**INSTRUCTION:**
Locate each line with the string "index" in the listing below and copy it.

**AVAILABLE DATA:**
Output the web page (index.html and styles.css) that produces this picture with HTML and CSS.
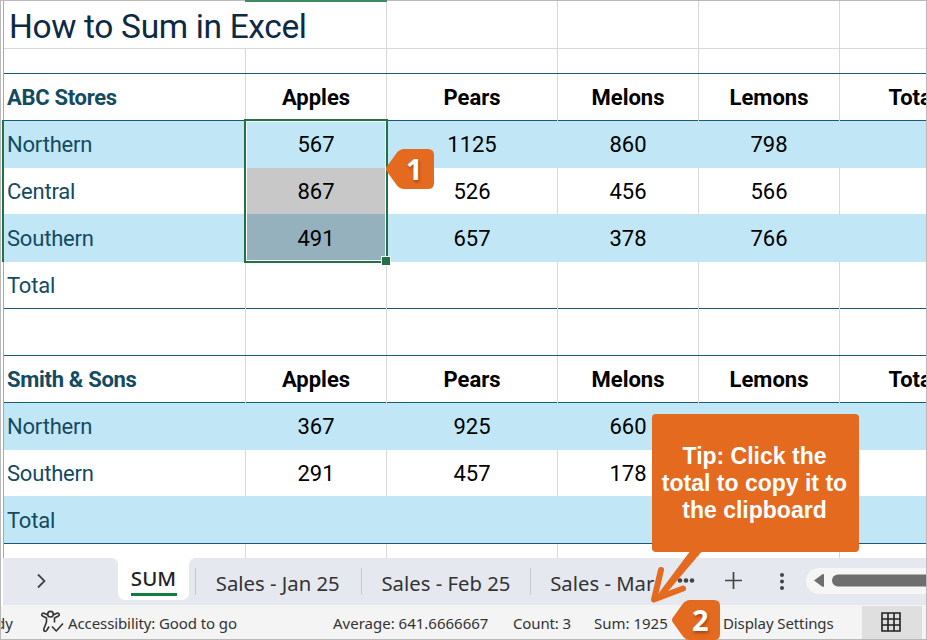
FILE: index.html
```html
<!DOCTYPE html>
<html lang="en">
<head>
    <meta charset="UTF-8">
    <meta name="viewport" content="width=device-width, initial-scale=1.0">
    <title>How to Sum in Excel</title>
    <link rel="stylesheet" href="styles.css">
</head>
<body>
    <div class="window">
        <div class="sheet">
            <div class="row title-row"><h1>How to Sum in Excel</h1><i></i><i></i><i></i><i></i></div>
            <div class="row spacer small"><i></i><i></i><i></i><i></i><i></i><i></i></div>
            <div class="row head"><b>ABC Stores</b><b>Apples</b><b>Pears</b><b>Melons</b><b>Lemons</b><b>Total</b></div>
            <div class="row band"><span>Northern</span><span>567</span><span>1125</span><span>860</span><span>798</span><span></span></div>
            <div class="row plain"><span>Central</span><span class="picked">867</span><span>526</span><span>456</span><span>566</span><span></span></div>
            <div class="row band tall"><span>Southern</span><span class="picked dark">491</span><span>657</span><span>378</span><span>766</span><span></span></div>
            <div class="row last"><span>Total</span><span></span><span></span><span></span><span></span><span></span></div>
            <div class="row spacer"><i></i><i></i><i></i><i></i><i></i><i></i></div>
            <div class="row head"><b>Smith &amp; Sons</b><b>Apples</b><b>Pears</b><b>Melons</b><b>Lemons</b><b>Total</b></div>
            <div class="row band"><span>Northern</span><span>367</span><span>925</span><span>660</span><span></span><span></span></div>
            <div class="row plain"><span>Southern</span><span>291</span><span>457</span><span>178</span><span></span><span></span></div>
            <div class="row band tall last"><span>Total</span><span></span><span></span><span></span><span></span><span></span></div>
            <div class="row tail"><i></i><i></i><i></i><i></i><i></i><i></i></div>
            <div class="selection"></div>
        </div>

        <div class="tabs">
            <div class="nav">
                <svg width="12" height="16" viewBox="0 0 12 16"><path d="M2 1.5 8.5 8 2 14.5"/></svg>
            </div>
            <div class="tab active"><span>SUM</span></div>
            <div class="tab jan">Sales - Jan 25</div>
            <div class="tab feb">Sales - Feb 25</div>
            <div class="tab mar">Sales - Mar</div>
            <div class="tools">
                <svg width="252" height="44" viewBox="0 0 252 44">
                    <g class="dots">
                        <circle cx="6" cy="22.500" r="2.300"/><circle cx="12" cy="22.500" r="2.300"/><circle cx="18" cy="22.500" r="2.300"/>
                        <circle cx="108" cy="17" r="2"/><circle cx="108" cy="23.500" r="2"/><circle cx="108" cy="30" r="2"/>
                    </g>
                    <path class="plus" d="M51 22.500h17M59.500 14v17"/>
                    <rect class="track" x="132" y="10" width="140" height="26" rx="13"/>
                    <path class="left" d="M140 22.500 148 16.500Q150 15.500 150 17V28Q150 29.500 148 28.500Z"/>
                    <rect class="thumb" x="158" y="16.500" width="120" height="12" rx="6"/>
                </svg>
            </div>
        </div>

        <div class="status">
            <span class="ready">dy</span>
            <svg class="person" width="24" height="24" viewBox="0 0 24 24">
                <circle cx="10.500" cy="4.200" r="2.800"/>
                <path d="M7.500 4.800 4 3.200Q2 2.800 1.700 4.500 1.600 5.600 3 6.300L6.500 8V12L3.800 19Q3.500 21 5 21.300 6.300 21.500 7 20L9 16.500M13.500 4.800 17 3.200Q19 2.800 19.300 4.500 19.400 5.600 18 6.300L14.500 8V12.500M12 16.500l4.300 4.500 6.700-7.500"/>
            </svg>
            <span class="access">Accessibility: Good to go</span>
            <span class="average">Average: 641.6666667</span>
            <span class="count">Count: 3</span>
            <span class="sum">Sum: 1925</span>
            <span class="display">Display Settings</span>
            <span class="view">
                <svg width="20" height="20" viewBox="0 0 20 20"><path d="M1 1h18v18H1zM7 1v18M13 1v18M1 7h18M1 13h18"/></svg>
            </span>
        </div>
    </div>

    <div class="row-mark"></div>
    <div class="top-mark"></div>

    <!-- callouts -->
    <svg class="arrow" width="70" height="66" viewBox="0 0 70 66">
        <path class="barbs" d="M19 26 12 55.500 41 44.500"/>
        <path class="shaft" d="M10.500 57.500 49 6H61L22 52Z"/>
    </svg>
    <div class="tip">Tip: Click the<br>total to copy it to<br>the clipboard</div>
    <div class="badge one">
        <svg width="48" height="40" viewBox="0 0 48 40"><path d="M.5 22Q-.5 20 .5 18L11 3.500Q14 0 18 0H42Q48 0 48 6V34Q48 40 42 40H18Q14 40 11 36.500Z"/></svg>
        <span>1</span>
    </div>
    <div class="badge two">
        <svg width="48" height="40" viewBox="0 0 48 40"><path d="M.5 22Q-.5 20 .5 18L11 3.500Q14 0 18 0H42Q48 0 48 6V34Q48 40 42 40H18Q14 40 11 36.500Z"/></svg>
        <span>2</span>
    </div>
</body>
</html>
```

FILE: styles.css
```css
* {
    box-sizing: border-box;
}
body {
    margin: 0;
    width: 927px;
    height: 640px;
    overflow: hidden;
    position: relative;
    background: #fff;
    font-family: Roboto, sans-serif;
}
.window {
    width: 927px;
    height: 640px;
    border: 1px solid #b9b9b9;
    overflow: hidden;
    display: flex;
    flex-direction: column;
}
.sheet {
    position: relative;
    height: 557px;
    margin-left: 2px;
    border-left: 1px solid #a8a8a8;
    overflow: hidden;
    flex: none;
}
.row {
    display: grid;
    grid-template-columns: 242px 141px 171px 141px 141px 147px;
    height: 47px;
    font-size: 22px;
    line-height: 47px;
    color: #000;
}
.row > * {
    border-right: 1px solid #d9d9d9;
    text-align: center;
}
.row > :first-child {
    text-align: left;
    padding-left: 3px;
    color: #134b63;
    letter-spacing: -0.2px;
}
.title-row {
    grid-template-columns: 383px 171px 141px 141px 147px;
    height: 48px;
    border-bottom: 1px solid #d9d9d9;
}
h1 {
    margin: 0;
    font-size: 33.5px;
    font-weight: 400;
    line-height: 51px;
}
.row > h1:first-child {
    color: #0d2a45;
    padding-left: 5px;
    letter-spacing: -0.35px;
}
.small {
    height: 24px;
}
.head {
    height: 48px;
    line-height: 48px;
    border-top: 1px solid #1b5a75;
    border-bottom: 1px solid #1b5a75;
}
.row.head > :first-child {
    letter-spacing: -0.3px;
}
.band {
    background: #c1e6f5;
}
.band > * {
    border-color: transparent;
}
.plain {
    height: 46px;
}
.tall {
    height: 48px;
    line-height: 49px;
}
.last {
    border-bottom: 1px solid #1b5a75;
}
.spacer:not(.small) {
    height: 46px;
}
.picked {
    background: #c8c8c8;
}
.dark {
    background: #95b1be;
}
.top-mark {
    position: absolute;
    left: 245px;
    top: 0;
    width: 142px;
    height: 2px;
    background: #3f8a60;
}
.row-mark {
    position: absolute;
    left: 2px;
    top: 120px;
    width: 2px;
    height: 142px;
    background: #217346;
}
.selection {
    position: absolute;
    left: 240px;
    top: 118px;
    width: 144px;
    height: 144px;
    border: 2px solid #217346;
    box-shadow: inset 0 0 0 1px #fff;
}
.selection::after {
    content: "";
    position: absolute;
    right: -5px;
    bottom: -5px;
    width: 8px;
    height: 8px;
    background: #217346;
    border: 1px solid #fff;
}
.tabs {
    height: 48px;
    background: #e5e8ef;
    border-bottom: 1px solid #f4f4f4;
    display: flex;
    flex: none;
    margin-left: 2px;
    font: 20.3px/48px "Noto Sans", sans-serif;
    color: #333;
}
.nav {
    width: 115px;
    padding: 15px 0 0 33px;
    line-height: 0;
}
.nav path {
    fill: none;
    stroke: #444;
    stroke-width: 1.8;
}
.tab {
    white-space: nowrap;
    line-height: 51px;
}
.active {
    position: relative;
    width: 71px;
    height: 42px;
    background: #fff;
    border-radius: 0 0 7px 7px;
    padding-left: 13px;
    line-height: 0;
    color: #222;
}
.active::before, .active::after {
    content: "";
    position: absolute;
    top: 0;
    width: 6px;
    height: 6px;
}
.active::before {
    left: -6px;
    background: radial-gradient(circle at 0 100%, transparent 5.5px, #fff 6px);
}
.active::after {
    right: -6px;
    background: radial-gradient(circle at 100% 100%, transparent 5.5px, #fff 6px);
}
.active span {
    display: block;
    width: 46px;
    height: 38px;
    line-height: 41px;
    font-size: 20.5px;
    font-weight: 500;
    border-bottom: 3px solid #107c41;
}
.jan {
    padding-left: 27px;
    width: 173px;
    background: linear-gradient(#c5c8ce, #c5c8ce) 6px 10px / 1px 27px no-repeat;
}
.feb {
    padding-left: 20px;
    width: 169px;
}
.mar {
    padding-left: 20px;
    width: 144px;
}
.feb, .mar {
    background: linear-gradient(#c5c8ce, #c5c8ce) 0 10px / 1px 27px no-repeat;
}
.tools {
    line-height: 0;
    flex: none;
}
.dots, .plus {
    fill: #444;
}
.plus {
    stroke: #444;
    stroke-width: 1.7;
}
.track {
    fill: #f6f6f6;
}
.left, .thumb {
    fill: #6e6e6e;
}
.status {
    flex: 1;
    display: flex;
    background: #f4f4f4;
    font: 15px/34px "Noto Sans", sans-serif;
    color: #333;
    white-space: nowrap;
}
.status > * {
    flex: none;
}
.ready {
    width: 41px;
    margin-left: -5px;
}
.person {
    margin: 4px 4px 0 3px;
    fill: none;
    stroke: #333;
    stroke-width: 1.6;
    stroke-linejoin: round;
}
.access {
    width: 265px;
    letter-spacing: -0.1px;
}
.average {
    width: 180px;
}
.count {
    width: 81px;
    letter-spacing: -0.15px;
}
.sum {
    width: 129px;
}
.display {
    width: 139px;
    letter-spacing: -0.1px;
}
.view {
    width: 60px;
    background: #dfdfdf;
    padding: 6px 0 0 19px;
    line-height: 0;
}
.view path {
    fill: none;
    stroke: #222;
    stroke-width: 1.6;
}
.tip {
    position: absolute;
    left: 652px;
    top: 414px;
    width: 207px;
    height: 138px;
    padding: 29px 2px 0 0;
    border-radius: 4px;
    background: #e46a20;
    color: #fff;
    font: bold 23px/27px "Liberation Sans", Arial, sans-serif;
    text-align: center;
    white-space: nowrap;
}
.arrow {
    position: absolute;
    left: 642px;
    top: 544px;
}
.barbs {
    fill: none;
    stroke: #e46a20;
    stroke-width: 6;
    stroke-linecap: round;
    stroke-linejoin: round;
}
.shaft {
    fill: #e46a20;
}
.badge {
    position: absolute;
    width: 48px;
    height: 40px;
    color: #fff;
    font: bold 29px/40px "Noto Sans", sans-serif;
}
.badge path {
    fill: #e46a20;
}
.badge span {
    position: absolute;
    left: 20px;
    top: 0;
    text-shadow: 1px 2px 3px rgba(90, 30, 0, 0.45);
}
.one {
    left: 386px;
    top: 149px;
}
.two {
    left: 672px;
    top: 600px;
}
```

**RIGHT ANSWER:**
Output the web page (index.html and styles.css) that produces this picture with HTML and CSS.
FILE: index.html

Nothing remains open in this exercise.